There are many serious and sincere Christians who have not attained to a fulness of knowledge and insight, but are well and judiciously employed in preparing for it. Even these may study the master-works of our elder divines with safety and advantage, if they will accustom themselves to translate the theological terms into their moral equivalents; saying to themselves--This may not be all that is meant, but this is meant, and it is that portion of the meaning, which belongs to me in the present stage of my progress. For example: render the words, sanctification of the Spirit, or the sanctifying influenced of the Spirit, by purity in life and action from a pure principle.

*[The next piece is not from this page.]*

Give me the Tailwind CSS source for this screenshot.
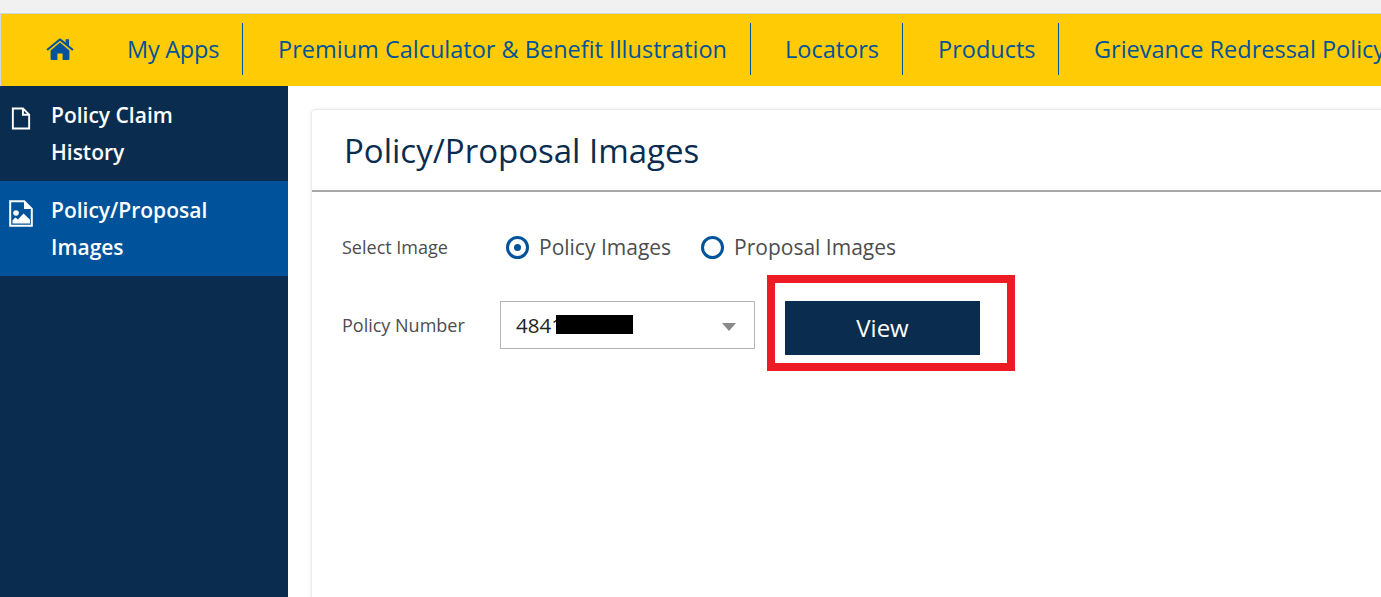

He needs only reflect on his own experience to be convinced, that the man makes the motive, and not the motive the man. What is a strong motive to one man, is no motive at all to another. If, then, the man determines the motive, what determines the man--to a good and worthy act, we will say, or a virtuous course of conduct? The intelligent will, or the self-determining power? True, in part it is; and therefore the will is pre-eminently the spiritual constituent in our being. But will any reflecting man admit, that his own will is the only and sufficient determinant of all he is, and all he does? Is nothing to be attributed to the harmony of the system to which he belongs, and to the pre-established 44 fitness of the objects and agents, known and unknown, that surround him, as acting on the will, though, doubtless, with it likewise? a process, which the coinstantaneous yet reciprocal action of the air and the vital energy of the lungs in breathing may help to render intelligible.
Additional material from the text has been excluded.